= Susquehanna Trail =

Susquehanna Trail marker

Older Susquehanna Trail marker

The Susquehanna Trail was an auto trail in the United States linking Washington, D.C., with Niagara Falls, New York. It passed through Baltimore, Maryland; Harrisburg, Pennsylvania; Williamsport, Pennsylvania; and Buffalo, New York.

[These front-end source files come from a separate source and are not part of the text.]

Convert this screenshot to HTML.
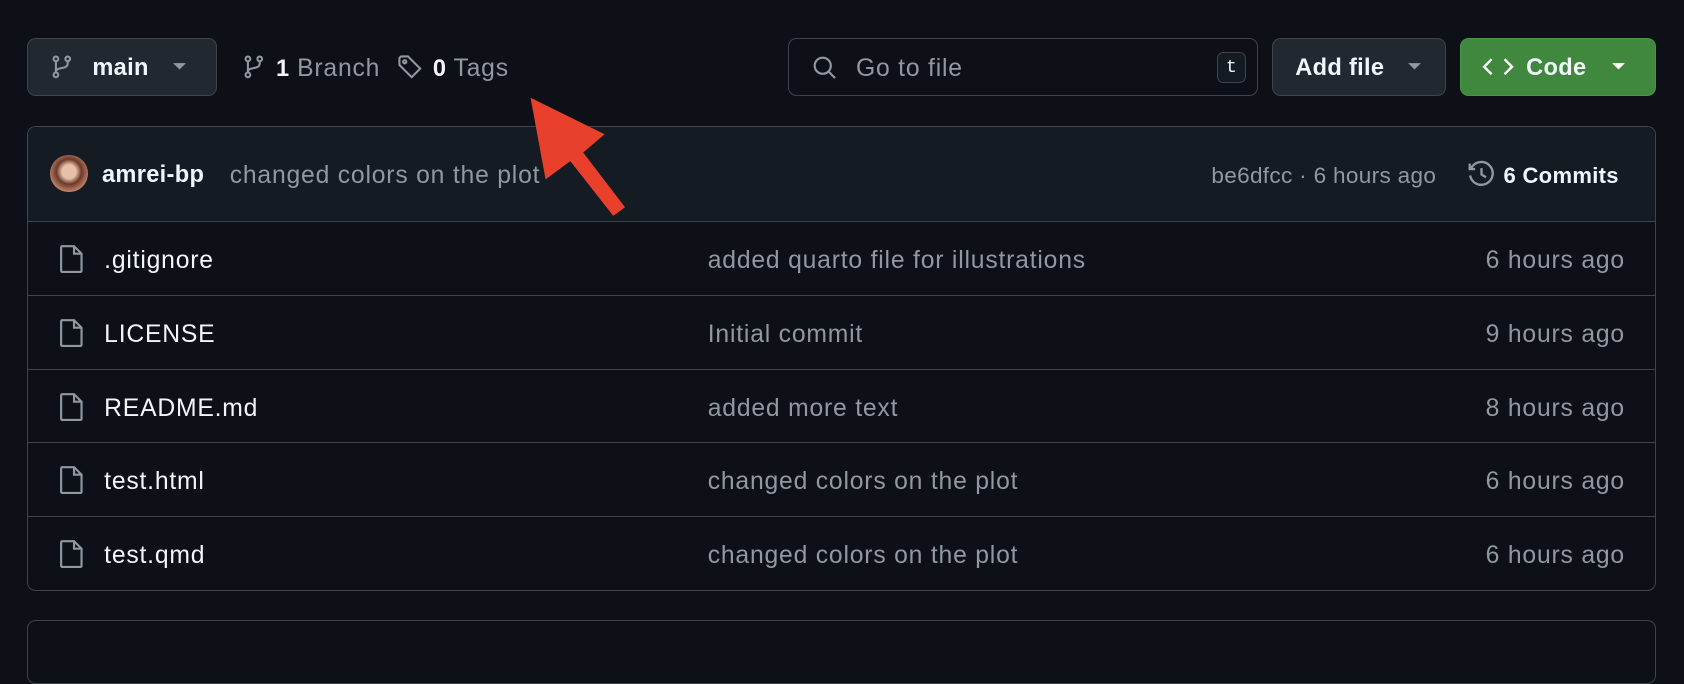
<!DOCTYPE html>
<html><head><meta charset="utf-8"><style>
html{zoom:1.07398}
body{margin:0;width:1568px;height:598px;background:#0d1117;font-family:"Liberation Sans",sans-serif;color:#f0f6fc;position:relative;overflow:hidden}
.a{position:absolute}
.btn{position:absolute;border:1px solid #3d444d;border-radius:8px;background:#212830;box-sizing:border-box}
.t{position:absolute;white-space:nowrap;font-size:23px;line-height:24px;letter-spacing:.75px;margin-top:2px}
.g{color:#9198a1}
.b{font-weight:bold;font-size:22px;letter-spacing:.3px}
.row{position:absolute;left:0;width:100%;height:69px;border-top:1px solid #3d444d}
svg{position:absolute}
</style></head><body>
<div class="btn" style="left:25px;top:35px;width:177px;height:54px"></div>
<svg style="left:47px;top:50px" width="22" height="24" viewBox="0 0 16 16" fill="none" stroke="#9198a1" stroke-width="1.4"><circle cx="4" cy="2.6" r="1.6"/><circle cx="4" cy="13.4" r="1.6"/><circle cx="12" cy="2.6" r="1.6"/><path d="M4 4.2v7.6M12 4.2v1.3c0 2.5-2 3-5 3.5-2 .3-3 1-3 2.5"/></svg>
<div class="t b" style="left:86px;top:50px">main</div>
<svg style="left:160px;top:58px" width="14" height="8"><path d="M1 1h12L7 7z" fill="#9198a1"/></svg>
<svg style="left:225px;top:50px" width="22" height="24" viewBox="0 0 16 16" fill="none" stroke="#9198a1" stroke-width="1.4"><circle cx="4" cy="2.6" r="1.6"/><circle cx="4" cy="13.4" r="1.6"/><circle cx="12" cy="2.6" r="1.6"/><path d="M4 4.2v7.6M12 4.2v1.3c0 2.5-2 3-5 3.5-2 .3-3 1-3 2.5"/></svg>
<div class="t" style="left:257px;top:50px"><span class="b">1</span> <span class="g">Branch</span></div>
<svg style="left:370px;top:50px" width="24" height="24" viewBox="0 0 16 16" fill="none" stroke="#9198a1" stroke-width="1.3"><path d="M1.5 2.5v4.3l7.6 7.6 5.3-5.3-7.6-7.6H2.5z"/><circle cx="4.8" cy="4.8" r="1"/></svg>
<div class="t" style="left:403px;top:50px"><span class="b">0</span> <span class="g">Tags</span></div>
<div class="btn" style="left:734px;top:35px;width:437px;height:54px;background:#0d1117"></div>
<svg style="left:756px;top:51px" width="24" height="24" viewBox="0 0 24 24" fill="none" stroke="#9198a1" stroke-width="2"><circle cx="10" cy="10" r="7.5"/><path d="M15.5 15.5l6 6"/></svg>
<div class="t g" style="left:797px;top:50px">Go to file</div>
<div class="a" style="left:1133px;top:48px;width:27px;height:29px;border:1px solid #3d444d;border-radius:6px;box-sizing:border-box;background:#151b23;font-family:'Liberation Mono',monospace;font-size:17px;line-height:28px;text-align:center;color:#f0f6fc">t</div>
<div class="btn" style="left:1184px;top:35px;width:162px;height:54px"></div>
<div class="t b" style="left:1206px;top:50px">Add file</div>
<svg style="left:1310px;top:58px" width="14" height="8"><path d="M1 1h12L7 7z" fill="#9198a1"/></svg>
<div class="btn" style="left:1359px;top:35px;width:183px;height:54px;background:#3f883d;border-color:#4a9548"></div>
<svg style="left:1380px;top:52px" width="30" height="20" viewBox="0 0 30 20" fill="none" stroke="#fff" stroke-width="2.2"><path d="M9 3L2 10l7 7M21 3l7 7-7 7"/></svg>
<div class="t b" style="left:1421px;top:50px">Code</div>
<svg style="left:1500px;top:58px" width="14" height="8"><path d="M1 1h12L7 7z" fill="#fff"/></svg>
<div class="a" style="left:25px;top:117px;width:1517px;height:433px;border:1px solid #3d444d;border-radius:8px;box-sizing:border-box;overflow:hidden">
 <div class="a" style="left:0;top:0;width:100%;height:88px;background:#151b23"></div>
 <div class="a" style="left:21px;top:26px;width:35px;height:35px;border-radius:50%;background:radial-gradient(circle at 50% 45%,#e8c0a8 0 25%,#6b3a2a 45%,#c98a70 75%,#3d444d 95%)"></div>
 <div class="t b" style="left:69px;top:32px">amrei-bp</div>
 <div class="t g" style="left:188px;top:32px">changed colors on the plot</div>
 <div class="t g" style="left:1102px;top:32px;font-size:21px;letter-spacing:.3px">be6dfcc · 6 hours ago</div>
 <svg style="left:1340px;top:31px" width="27" height="27" viewBox="0 0 16 16" fill="none" stroke="#9198a1" stroke-width="1.3"><path d="M2.3 4.5A6.3 6.3 0 1 1 1.7 8.5"/><path d="M1.5 2v3h3"/><path d="M8 4.5V8l2.5 1.5"/></svg>
 <div class="t b" style="left:1374px;top:32px;font-size:20.5px">6 Commits</div>
 <div class="row" style="top:88px"></div>
 <div class="row" style="top:157px"></div>
 <div class="row" style="top:226px"></div>
 <div class="row" style="top:294px"></div>
 <div class="row" style="top:363px"></div>
</div>
<svg style="left:55px;top:227px" width="24" height="28" viewBox="0 0 24 28" fill="none" stroke="#9198a1" stroke-width="2"><path d="M3 2h11l7 7v16a1 1 0 0 1-1 1H3a1 1 0 0 1-1-1V3a1 1 0 0 1 1-1zM14 2v7h7"/></svg>
<div class="t" style="left:97px;top:229px">.gitignore</div><div class="t g" style="left:659px;top:229px">added quarto file for illustrations</div><div class="t g" style="right:55px;top:229px">6 hours ago</div>
<svg style="left:55px;top:296px" width="24" height="28" viewBox="0 0 24 28" fill="none" stroke="#9198a1" stroke-width="2"><path d="M3 2h11l7 7v16a1 1 0 0 1-1 1H3a1 1 0 0 1-1-1V3a1 1 0 0 1 1-1zM14 2v7h7"/></svg>
<div class="t" style="left:97px;top:298px">LICENSE</div><div class="t g" style="left:659px;top:298px">Initial commit</div><div class="t g" style="right:55px;top:298px">9 hours ago</div>
<svg style="left:55px;top:365px" width="24" height="28" viewBox="0 0 24 28" fill="none" stroke="#9198a1" stroke-width="2"><path d="M3 2h11l7 7v16a1 1 0 0 1-1 1H3a1 1 0 0 1-1-1V3a1 1 0 0 1 1-1zM14 2v7h7"/></svg>
<div class="t" style="left:97px;top:367px">README.md</div><div class="t g" style="left:659px;top:367px">added more text</div><div class="t g" style="right:55px;top:367px">8 hours ago</div>
<svg style="left:55px;top:433px" width="24" height="28" viewBox="0 0 24 28" fill="none" stroke="#9198a1" stroke-width="2"><path d="M3 2h11l7 7v16a1 1 0 0 1-1 1H3a1 1 0 0 1-1-1V3a1 1 0 0 1 1-1zM14 2v7h7"/></svg>
<div class="t" style="left:97px;top:435px">test.html</div><div class="t g" style="left:659px;top:435px">changed colors on the plot</div><div class="t g" style="right:55px;top:435px">6 hours ago</div>
<svg style="left:55px;top:502px" width="24" height="28" viewBox="0 0 24 28" fill="none" stroke="#9198a1" stroke-width="2"><path d="M3 2h11l7 7v16a1 1 0 0 1-1 1H3a1 1 0 0 1-1-1V3a1 1 0 0 1 1-1zM14 2v7h7"/></svg>
<div class="t" style="left:97px;top:504px">test.qmd</div><div class="t g" style="left:659px;top:504px">changed colors on the plot</div><div class="t g" style="right:55px;top:504px">6 hours ago</div>
<div class="a" style="left:25px;top:577px;width:1517px;height:60px;border:1px solid #3d444d;border-radius:8px;box-sizing:border-box"></div>
<svg style="left:0;top:0" width="1568" height="598"><polygon points="494,91 563,125 543,142 582,193 571,201 531,150 508,167" fill="#e8402a"/></svg>
</body></html>
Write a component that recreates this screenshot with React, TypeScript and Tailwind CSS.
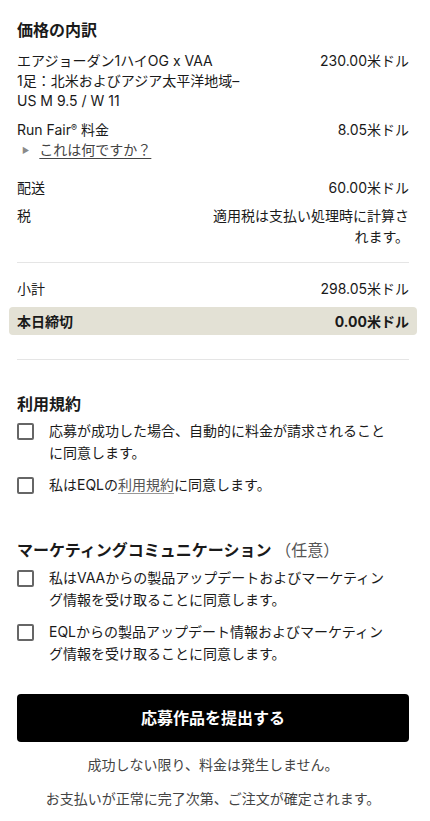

In relatively modern terms, the Susquehanna Trail roughly followed the following highways:
- U.S. Route 1, Washington, D.C., to Baltimore, Maryland
- U.S. Route 111 (now MD Route 45, Interstate 83 Business and other minor routes), Baltimore to Harrisburg, Pennsylvania
- U.S. Route 22, Harrisburg to Duncannon, Pennsylvania
- U.S. Route 11, Duncannon to Northumberland, Pennsylvania
- PA Route 147, Northumberland to Muncy, Pennsylvania
- U.S. Route 220, Muncy to Williamsport, Pennsylvania
- U.S. Route 15, Williamsport to Wayland, New York
- NY Route 63, Wayland to Dansville, New York
- NY Route 36, Dansville to Leicester, New York
- U.S. Route 20A, Leicester to East Aurora, New York
- NY Route 16, East Aurora to Buffalo, New York
- NY Route 5 and U.S. Route 62, Buffalo to Niagara Falls, New York

An alternate ran from Washington to Harrisburg via U.S. Route 240 and U.S. Route 15 through Frederick, Maryland.